---------- Data excerpt ----------

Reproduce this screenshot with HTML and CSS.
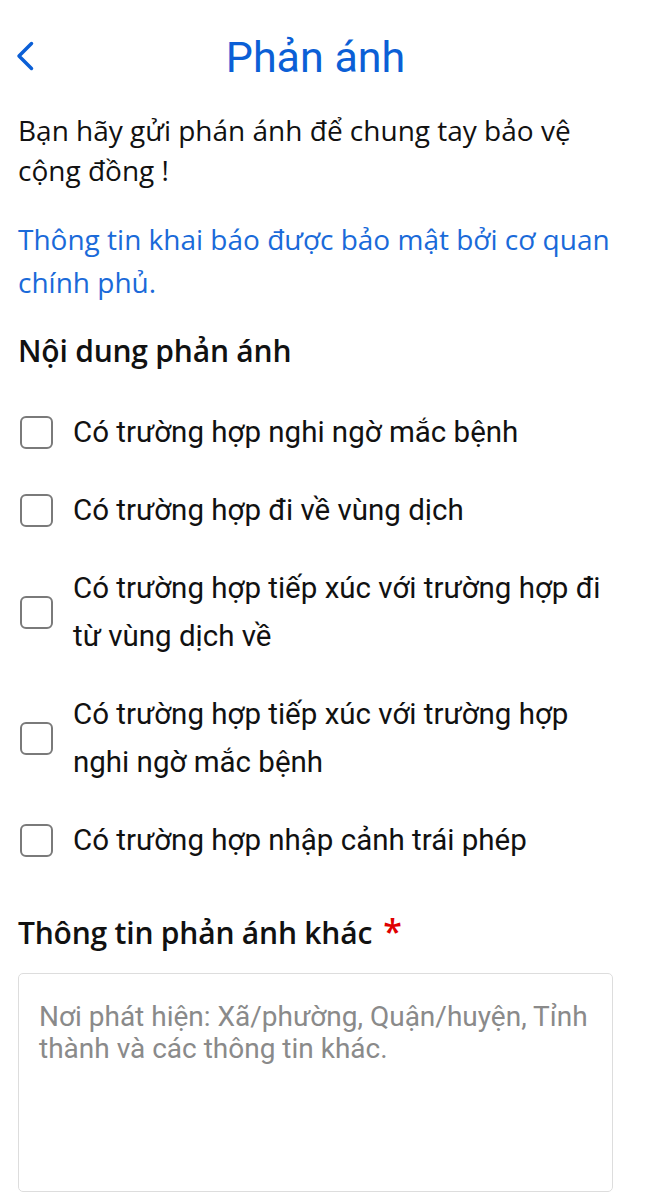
FILE: index.html
```html
<!DOCTYPE html>
<html>
<head>
  <meta charset="utf-8">
  <link rel="stylesheet" href="styles.css">
  <title>Phản ánh</title>
</head>
<body>
  <div class="screen">
    <div class="top-bar">
      <button type="button" class="back-btn">
        <svg width="20" height="30" viewBox="0 0 20 30"><path d="M16.5 2.5 L4 15 L16.5 27.5" fill="none" stroke="#0b5fd6" stroke-width="3.5" stroke-linecap="round" stroke-linejoin="round"/></svg>
      </button>
      <h1 class="title">Phản ánh</h1>
    </div>

    <div class="content">
      <p class="intro">Bạn hãy gửi phán ánh để chung tay bảo vệ cộng đồng !</p>
      <p class="notice">Thông tin khai báo được bảo mật bởi cơ quan chính phủ.</p>

      <h3 class="section-title">Nội dung phản ánh</h3>

      <div class="check-list">
        <label class="check-row"><span class="box"></span><span class="check-text">Có trường hợp nghi ngờ mắc bệnh</span></label>
        <label class="check-row"><span class="box"></span><span class="check-text">Có trường hợp đi về vùng dịch</span></label>
        <label class="check-row"><span class="box"></span><span class="check-text">Có trường hợp tiếp xúc với trường hợp đi từ vùng dịch về</span></label>
        <label class="check-row"><span class="box"></span><span class="check-text">Có trường hợp tiếp xúc với trường hợp nghi ngờ mắc bệnh</span></label>
        <label class="check-row"><span class="box"></span><span class="check-text">Có trường hợp nhập cảnh trái phép</span></label>
      </div>

      <h3 class="section-title other">Thông tin phản ánh khác<span class="req">*</span></h3>

      <textarea class="other-info" placeholder="Nơi phát hiện: Xã/phường, Quận/huyện, Tỉnh thành và các thông tin khác."></textarea>
    </div>
  </div>
</body>
</html>
```

FILE: styles.css
```css
:root {
	--blue: #0b5fd6;
	--notice: #1a6ad9;
	--text: #111111;
	--grey: #8a8a8a;
}

body {
	margin: 0;
	background: white;
	color: var(--text);
	font-family: "Open Sans", sans-serif;
}

.screen {
	width: 645px;
}

.top-bar {
	position: relative;
	height: 110px;
	padding-right: 14px;
	display: flex;
	align-items: center;
	justify-content: center;
}

.back-btn {
	position: absolute;
	left: 15px;
	top: 41px;
	background: none;
	border: 0;
	padding: 0;
	line-height: 0;
}

.title {
	margin: 4px 0 0 0;
	font-family: Roboto, sans-serif;
	font-weight: 400;
	font-size: 43px;
	color: var(--blue);
}

.content {
	padding: 0 18px;
}

.intro {
	margin: 0;
	font-size: 28px;
	line-height: 40px;
}

.notice {
	margin: 28px 0 0 0;
	font-size: 28px;
	line-height: 43px;
	color: var(--notice);
}

.section-title {
	margin: 25px 0 0 0;
	font-size: 30px;
	font-weight: 600;
	letter-spacing: -0.2px;
	line-height: 44px;
}

.check-list {
	margin-top: 35px;
	display: flex;
	flex-direction: column;
	gap: 30px;
}

.check-row {
	display: flex;
	align-items: center;
	gap: 20px;
}

.box {
	flex: none;
	box-sizing: border-box;
	width: 33px;
	height: 33px;
	margin-left: 2px;
	border: 2px solid #7a7a7a;
	border-radius: 6px;
}

.check-text {
	font-family: Roboto, sans-serif;
	font-size: 29.5px;
	line-height: 48px;
}

.section-title.other {
	margin-top: 45px;
}

.req {
	margin-left: 11px;
	color: #e00000;
	font-size: 34px;
}

.other-info {
	display: block;
	box-sizing: border-box;
	width: 595px;
	height: 219px;
	margin-top: 18px;
	padding: 27px 20px;
	border: 1.5px solid #dddddd;
	border-radius: 5px;
	resize: none;
	font-family: Roboto, sans-serif;
	font-size: 28px;
	line-height: 32px;
	color: var(--text);
}

.other-info::placeholder {
	color: var(--grey);
}
```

----------

Would you set down the listing exactly, omitting pictures?

Reproduce this screenshot with HTML and CSS.
FILE: index.html
```html
<!DOCTYPE html>
<html>
<head>
  <meta charset="utf-8">
  <link rel="stylesheet" href="styles.css">
  <title>Phản ánh</title>
</head>
<body>
  <div class="screen">
    <div class="top-bar">
      <button type="button" class="back-btn">
        <svg width="20" height="30" viewBox="0 0 20 30"><path d="M16.5 2.5 L4 15 L16.5 27.5" fill="none" stroke="#0b5fd6" stroke-width="3.5" stroke-linecap="round" stroke-linejoin="round"/></svg>
      </button>
      <h1 class="title">Phản ánh</h1>
    </div>

    <div class="content">
      <p class="intro">Bạn hãy gửi phán ánh để chung tay bảo vệ cộng đồng !</p>
      <p class="notice">Thông tin khai báo được bảo mật bởi cơ quan chính phủ.</p>

      <h3 class="section-title">Nội dung phản ánh</h3>

      <div class="check-list">
        <label class="check-row"><span class="box"></span><span class="check-text">Có trường hợp nghi ngờ mắc bệnh</span></label>
        <label class="check-row"><span class="box"></span><span class="check-text">Có trường hợp đi về vùng dịch</span></label>
        <label class="check-row"><span class="box"></span><span class="check-text">Có trường hợp tiếp xúc với trường hợp đi từ vùng dịch về</span></label>
        <label class="check-row"><span class="box"></span><span class="check-text">Có trường hợp tiếp xúc với trường hợp nghi ngờ mắc bệnh</span></label>
        <label class="check-row"><span class="box"></span><span class="check-text">Có trường hợp nhập cảnh trái phép</span></label>
      </div>

      <h3 class="section-title other">Thông tin phản ánh khác<span class="req">*</span></h3>

      <textarea class="other-info" placeholder="Nơi phát hiện: Xã/phường, Quận/huyện, Tỉnh thành và các thông tin khác."></textarea>
    </div>
  </div>
</body>
</html>
```

FILE: styles.css
```css
:root {
	--blue: #0b5fd6;
	--notice: #1a6ad9;
	--text: #111111;
	--grey: #8a8a8a;
}

body {
	margin: 0;
	background: white;
	color: var(--text);
	font-family: "Open Sans", sans-serif;
}

.screen {
	width: 645px;
}

.top-bar {
	position: relative;
	height: 110px;
	padding-right: 14px;
	display: flex;
	align-items: center;
	justify-content: center;
}

.back-btn {
	position: absolute;
	left: 15px;
	top: 41px;
	background: none;
	border: 0;
	padding: 0;
	line-height: 0;
}

.title {
	margin: 4px 0 0 0;
	font-family: Roboto, sans-serif;
	font-weight: 400;
	font-size: 43px;
	color: var(--blue);
}

.content {
	padding: 0 18px;
}

.intro {
	margin: 0;
	font-size: 28px;
	line-height: 40px;
}

.notice {
	margin: 28px 0 0 0;
	font-size: 28px;
	line-height: 43px;
	color: var(--notice);
}

.section-title {
	margin: 25px 0 0 0;
	font-size: 30px;
	font-weight: 600;
	letter-spacing: -0.2px;
	line-height: 44px;
}

.check-list {
	margin-top: 35px;
	display: flex;
	flex-direction: column;
	gap: 30px;
}

.check-row {
	display: flex;
	align-items: center;
	gap: 20px;
}

.box {
	flex: none;
	box-sizing: border-box;
	width: 33px;
	height: 33px;
	margin-left: 2px;
	border: 2px solid #7a7a7a;
	border-radius: 6px;
}

.check-text {
	font-family: Roboto, sans-serif;
	font-size: 29.5px;
	line-height: 48px;
}

.section-title.other {
	margin-top: 45px;
}

.req {
	margin-left: 11px;
	color: #e00000;
	font-size: 34px;
}

.other-info {
	display: block;
	box-sizing: border-box;
	width: 595px;
	height: 219px;
	margin-top: 18px;
	padding: 27px 20px;
	border: 1.5px solid #dddddd;
	border-radius: 5px;
	resize: none;
	font-family: Roboto, sans-serif;
	font-size: 28px;
	line-height: 32px;
	color: var(--text);
}

.other-info::placeholder {
	color: var(--grey);
}
```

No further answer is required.